Please understand, I have no desire to communicate with an iguana. Reptiles make me nervous.  I take no comfort when I’m told they’re more afraid of me than I am of them because that just means now they feel trapped and I’m the bigger threat. I am more the school of thought that says ‘as long as we don’t see each other we won’t scare the living daylights out of each other’ – fair is fair – and most reptiles smell my philosophy all over me and thankfully leave me alone.

But I was still in awe.

And as wonderful as the iguana story is, because it’s so unusual, the second story is also great for the opposite reason, it is so common.  It involves a clown fish and her clown fish mate.  My only exposure to clown fish is from the movie Finding Nemo and it definitely doesn’t do them justice.  Ms. CLOWN FISH (and I deliberately capitalize that), dominates Mr. clown fish in every way.  He eats and sleeps when she gives him permission and in return, she protects him – she is larger and basically organizes and rules his life.  She is Clown Fish Queen!

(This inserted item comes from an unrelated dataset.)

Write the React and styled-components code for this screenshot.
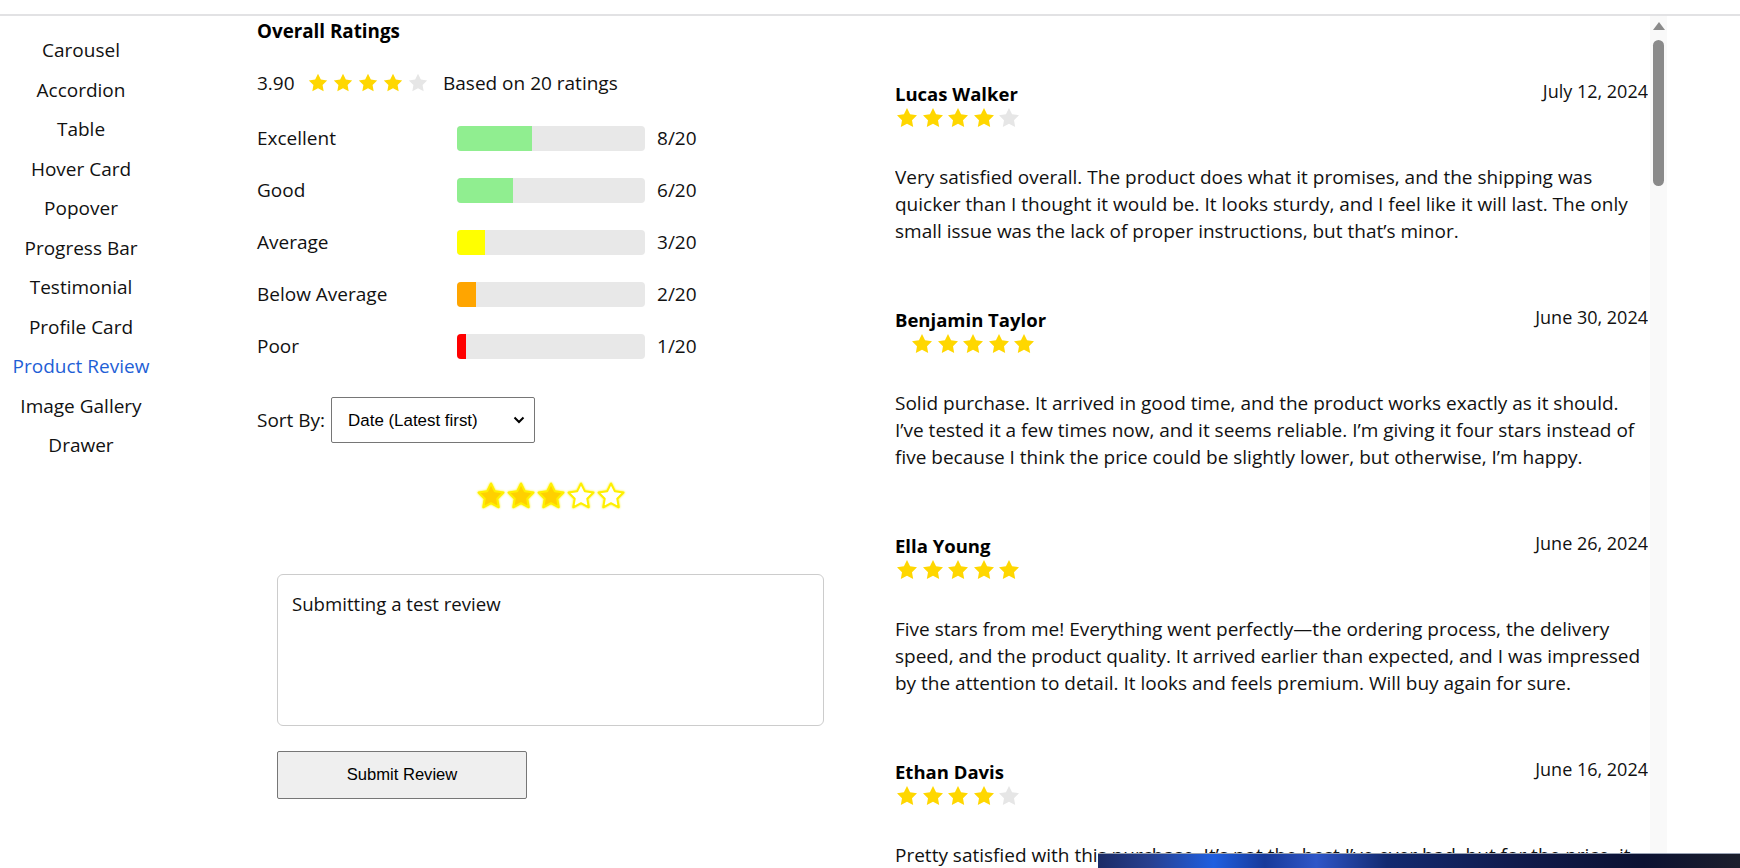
import styled, { createGlobalStyle } from 'styled-components';

const GlobalStyle = createGlobalStyle`
    html, body {
        margin: 0;
        padding: 0;
        background: #ffffff;
        font-family: "Open Sans", "Noto Sans", sans-serif;
        color: #111111;
    }
    * {
        box-sizing: border-box;
    }
`;

const Page = styled.div`
    position: relative;
    display: flex;
    flex-direction: column;
    height: 100vh;
    overflow: hidden;
`;

const TopBar = styled.div`
    flex: 0 0 16px;
    border-bottom: 2px solid #e2e2e4;
`;

const Body = styled.div`
    display: flex;
    flex: 1;
    min-height: 0;
`;

const Sidebar = styled.nav`
    width: 162px;
    padding-top: 15px;
    display: flex;
    flex-direction: column;
    align-items: center;
`;

const NavItem = styled.div`
    font-size: 19px;
    line-height: 39.5px;
    color: ${(p) => (p.$active ? '#1f5fd6' : '#111111')};
    white-space: nowrap;
`;

const Summary = styled.section`
    width: 733px;
    padding: 4px 0 0 95px;
`;

const Title = styled.h2`
    margin: 0;
    font-size: 18.8px;
    line-height: 22px;
    font-weight: 700;
    color: #000;
`;

const AverageRow = styled.div`
    display: flex;
    align-items: center;
    height: 30px;
    margin-top: 26px;
    font-size: 19px;
`;

const AverageValue = styled.span`
    width: 50px;
`;

const StarRow = styled.div`
    display: flex;
    align-items: center;
    gap: ${(p) => p.$gap}px;
    height: ${(p) => p.$height || 24}px;
    padding-left: ${(p) => p.$indent || 0}px;
`;

const BasedOn = styled.span`
    margin-left: 14px;
`;

const Bars = styled.div`
    display: flex;
    flex-direction: column;
    gap: 27px;
    margin-top: 27.5px;
`;

const BarRow = styled.div`
    display: flex;
    align-items: center;
    height: 25px;
    font-size: 19px;
`;

const BarLabel = styled.span`
    width: 200px;
`;

const BarTrack = styled.div`
    width: 188px;
    height: 25px;
    background: #e8e8e8;
    border-radius: 4px;
    overflow: hidden;
`;

const BarFill = styled.div`
    height: 100%;
    background: ${(p) => p.$color};
`;

const BarCount = styled.span`
    margin-left: 12px;
`;

const SortRow = styled.div`
    display: flex;
    align-items: center;
    margin-top: 38.5px;
    font-size: 19px;
`;

const SelectWrap = styled.div`
    position: relative;
    margin-left: 6px;
`;

const Select = styled.select`
    appearance: none;
    width: 204px;
    height: 46px;
    padding: 0 0 0 16px;
    border: 1px solid #767676;
    border-radius: 2px;
    background: #fff;
    font-family: "Liberation Sans", Arial, sans-serif;
    font-size: 16.9px;
    color: #000;
`;

const Chevron = styled.svg`
    position: absolute;
    right: 10px;
    top: 19px;
    pointer-events: none;
`;

const ReviewForm = styled.div`
    width: 567px;
    padding-left: 20px;
`;

const PickStars = styled.div`
    display: flex;
    justify-content: center;
    height: 30px;
    margin-top: 38px;
`;

const TextArea = styled.textarea`
    display: block;
    width: 547px;
    height: 152px;
    margin-top: 63px;
    padding: 16px 14px;
    border: 1px solid #cccccc;
    border-radius: 6px;
    resize: none;
    font-family: "Open Sans", "Noto Sans", sans-serif;
    font-size: 18.6px;
    line-height: 26px;
    color: #111;
`;

const SubmitButton = styled.button`
    display: block;
    width: 250px;
    height: 48px;
    margin-top: 25px;
    background: #efefef;
    border: 1px solid #767676;
    border-radius: 2px;
    font-family: "Liberation Sans", Arial, sans-serif;
    font-size: 16.6px;
    color: #000;
`;

const ReviewsPane = styled.section`
    display: flex;
    flex: 1;
    min-height: 0;
`;

const ReviewList = styled.div`
    width: 753px;
    padding-top: 66px;
    overflow: hidden;
`;

const ReviewCard = styled.article`
    margin-bottom: 63.5px;
`;

const ReviewHeader = styled.div`
    display: flex;
    justify-content: space-between;
    align-items: flex-start;
`;

const Reviewer = styled.div`
    display: flex;
    flex-direction: column;
`;

const Name = styled.span`
    font-size: 18.5px;
    line-height: 24px;
    font-weight: 700;
    color: #000;
`;

const ReviewDate = styled.span`
    font-size: 18px;
    line-height: 18px;
`;

const ReviewText = styled.p`
    margin: 33.5px 0 0;
    font-size: 19px;
    line-height: 27px;
`;

const ScrollTrack = styled.div`
    width: 17px;
    margin-left: 2px;
    background: #f9f9f9;
    display: flex;
    flex-direction: column;
    align-items: center;
    padding-top: 6px;
`;

const ScrollArrow = styled.div`
    width: 0;
    height: 0;
    border-left: 6px solid transparent;
    border-right: 6px solid transparent;
    border-bottom: 8px solid #8a8a8a;
`;

const ScrollThumb = styled.div`
    width: 11px;
    height: 146px;
    margin-top: 10px;
    border-radius: 6px;
    background: #8a8a8a;
`;

const TaskOverlay = styled.div`
    position: absolute;
    left: 1098px;
    top: 853px;
    right: 0;
    bottom: 0;
    border-top: 1px solid #9aa3b5;
    background: linear-gradient(
        90deg,
        #1b2b66 0%,
        #27408f 8%,
        #1f5fe0 18%,
        #183a9a 26%,
        #2e56c8 34%,
        #132a70 45%,
        #101b4c 65%,
        #0c1232 85%,
        #1c1f2c 100%
    );
`;

const STAR = 'M12 2l3.09 6.26L22 9.27l-5 4.87 1.18 6.88L12 17.77l-6.18 3.25L7 14.14 2 9.27l6.91-1.01L12 2z';

function Star({ size, filled }) {
    return (
        <svg width={size} height={size} viewBox="0 0 24 24">
            <path d={STAR} fill={filled ? '#ffd700' : '#e6e6e6'} />
        </svg>
    );
}

function PickStar({ filled }) {
    return (
        <svg width="30" height="30" viewBox="0 0 24 24" style={{ filter: 'drop-shadow(0 0 1px #fff200)' }}>
            <path d={STAR} fill={filled ? '#ffd000' : '#ffffff'} stroke="#ffef00" strokeWidth="1.6" strokeLinejoin="round" />
        </svg>
    );
}

function Stars({ value, size, gap, indent }) {
    return (
        <StarRow $gap={gap} $indent={indent}>
            {[1, 2, 3, 4, 5].map((n) => (
                <Star key={n} size={size} filled={n <= value} />
            ))}
        </StarRow>
    );
}

const navItems = [
    'Carousel',
    'Accordion',
    'Table',
    'Hover Card',
    'Popover',
    'Progress Bar',
    'Testimonial',
    'Profile Card',
    'Product Review',
    'Image Gallery',
    'Drawer',
];

const breakdown = [
    { label: 'Excellent', count: 8, color: '#90ee90' },
    { label: 'Good', count: 6, color: '#90ee90' },
    { label: 'Average', count: 3, color: '#ffff00' },
    { label: 'Below Average', count: 2, color: '#ffa500' },
    { label: 'Poor', count: 1, color: '#ff0000' },
];

const reviews = [
    {
        id: 1,
        name: 'Lucas Walker',
        date: 'July 12, 2024',
        rating: 4,
        text: 'Very satisfied overall. The product does what it promises, and the shipping was quicker than I thought it would be. It looks sturdy, and I feel like it will last. The only small issue was the lack of proper instructions, but that’s minor.',
    },
    {
        id: 2,
        name: 'Benjamin Taylor',
        date: 'June 30, 2024',
        rating: 5,
        indent: 15,
        text: 'Solid purchase. It arrived in good time, and the product works exactly as it should. I’ve tested it a few times now, and it seems reliable. I’m giving it four stars instead of five because I think the price could be slightly lower, but otherwise, I’m happy.',
    },
    {
        id: 3,
        name: 'Ella Young',
        date: 'June 26, 2024',
        rating: 5,
        text: 'Five stars from me! Everything went perfectly—the ordering process, the delivery speed, and the product quality. It arrived earlier than expected, and I was impressed by the attention to detail. It looks and feels premium. Will buy again for sure.',
    },
    {
        id: 4,
        name: 'Ethan Davis',
        date: 'June 16, 2024',
        rating: 4,
        text: 'Pretty satisfied with this purchase. It’s not the best I’ve ever had, but for the price, it does everything I need. Delivery was quick and the packaging was neat.',
    },
];

function App() {
    return (
        <Page>
            <GlobalStyle />
            <TopBar />
            <Body>
                <Sidebar>
                    {navItems.map((item) => (
                        <NavItem key={item} $active={item === 'Product Review'}>
                            {item}
                        </NavItem>
                    ))}
                </Sidebar>

                <Summary>
                    <Title>Overall Ratings</Title>
                    <AverageRow>
                        <AverageValue>3.90</AverageValue>
                        <Stars value={4} size={22} gap={3} />
                        <BasedOn>Based on 20 ratings</BasedOn>
                    </AverageRow>

                    <Bars>
                        {breakdown.map((row) => (
                            <BarRow key={row.label}>
                                <BarLabel>{row.label}</BarLabel>
                                <BarTrack>
                                    <BarFill $color={row.color} style={{ width: `${(row.count / 20) * 100}%` }} />
                                </BarTrack>
                                <BarCount>{row.count}/20</BarCount>
                            </BarRow>
                        ))}
                    </Bars>

                    <SortRow>
                        Sort By:
                        <SelectWrap>
                            <Select defaultValue="latest">
                                <option value="latest">Date (Latest first)</option>
                                <option value="oldest">Date (Oldest first)</option>
                                <option value="high">Rating (High to low)</option>
                            </Select>
                            <Chevron width="12" height="8" viewBox="0 0 12 8">
                                <path d="M1.5 1.5 6 6l4.5-4.5" fill="none" stroke="#000" strokeWidth="2" />
                            </Chevron>
                        </SelectWrap>
                    </SortRow>

                    <ReviewForm>
                        <PickStars>
                            {[1, 2, 3, 4, 5].map((n) => (
                                <PickStar key={n} filled={n <= 3} />
                            ))}
                        </PickStars>
                        <TextArea defaultValue="Submitting a test review" />
                        <SubmitButton>Submit Review</SubmitButton>
                    </ReviewForm>
                </Summary>

                <ReviewsPane>
                    <ReviewList>
                        {reviews.map((review) => (
                            <ReviewCard key={review.id}>
                                <ReviewHeader>
                                    <Reviewer>
                                        <Name>{review.name}</Name>
                                        <Stars value={review.rating} size={24} gap={1.5} indent={review.indent} />
                                    </Reviewer>
                                    <ReviewDate>{review.date}</ReviewDate>
                                </ReviewHeader>
                                <ReviewText>{review.text}</ReviewText>
                            </ReviewCard>
                        ))}
                    </ReviewList>
                    <ScrollTrack>
                        <ScrollArrow />
                        <ScrollThumb />
                    </ScrollTrack>
                </ReviewsPane>
            </Body>
            <TaskOverlay />
        </Page>
    );
}

export default App;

I was told that when these fish first meet, the female will bump the male with her nose, and he must then vibrate in response.  Apparently, she is asking if he accepts her as dominant and she demands he vibrate to indicate yes.  If he does not vibrate, she kills him.  Interesting system.

Why am I sharing these obscure stories?  Because they speak directly to this week’s parshah of the foreign prophet and the talking donkey.  This week’s parshah is Balak and in the parshah, Balak, the King of Moab, hires Balaam, a foreign prophet, to curse Israel.  Much as he tries, Balaam cannot curse us because God has made it clear to him that we are blessed.  He tries repeatedly and fails each time.

In fact, in one attempt, his donkey refuses to walk because she sees an angel blocking her way with an outstretched sword.  Balaam doesn’t see the angel.  After beating her, the donkey speaks to Balaam and explains about the angel and only then is he able to see it.  Yes, this is in the Torah.

I am fascinated with how animals play into the lives of foreign prophets or prophets headed to foreign lands.  Balaam and his donkey are the most obvious example but when the prophet Jonah tries to avoid delivering a prophecy to a foreign land, a whale swallows him, shelters him and ultimately delivers him where he needs to be.

These instances of extraordinary natural interactions are only a few indications of what the Sages tell us about the vision of creation.  According to the midrash, all of creation shares a common language but most of humanity has forgotten it.  The water in the clouds and the water in the earth speak and coordinate how to feed the grass and trees. The rain will limit itself to only penetrate so deep since the waters in the earth will only rise so far.  That way, little roots are fed and giant roots are fed in perfect balance. 

Unfortunately, the Sages believe we have made ourselves deaf to this language and over time, we have stopped hearing it.  There is a midrash that describes how we cut fruit bearing trees because we no longer hear them cry for the loss of their fruit, their children, but apparently their cries fill the world. 

In its original vision, we believe creation embodies unimaginable diversity of species who all connect, communicate and collaborate toward balance.  Yet so much of that has gone astray and it becomes so disheartening but then I think of my son and the iguana and the language of the clown fishes and the angel and the donkey. 

In fact, it is Balaam, the foreign ill-intentioned prophet, who ultimately blesses Israel and says, “Ma Tovu” – How good are your tents, Jacob, your dwelling places, Israel.  Every siddur begins with these words and tradition says we should speak them as we enter any shul.  But we’ve taken that even further.  Jewish gatherings and summer bonfires are filled with people swaying, arms on each other’s shoulders, singing Ma Tovu.  Kids are taught to sing it in rounds, and we take it as a moment of unity and harmony.

The Torah teaches us that God speaks with everyone and the Sages remind us that the wise one is the one who learns from every person.  As summer surrounds us and we are filled with the sounds of nature everywhere, what a beautiful message this week to take even a few seconds and listen to the sounds around us and remind ourselves that it is, in fact, a language.          

How beautiful and humbling are the words of a foreign prophet.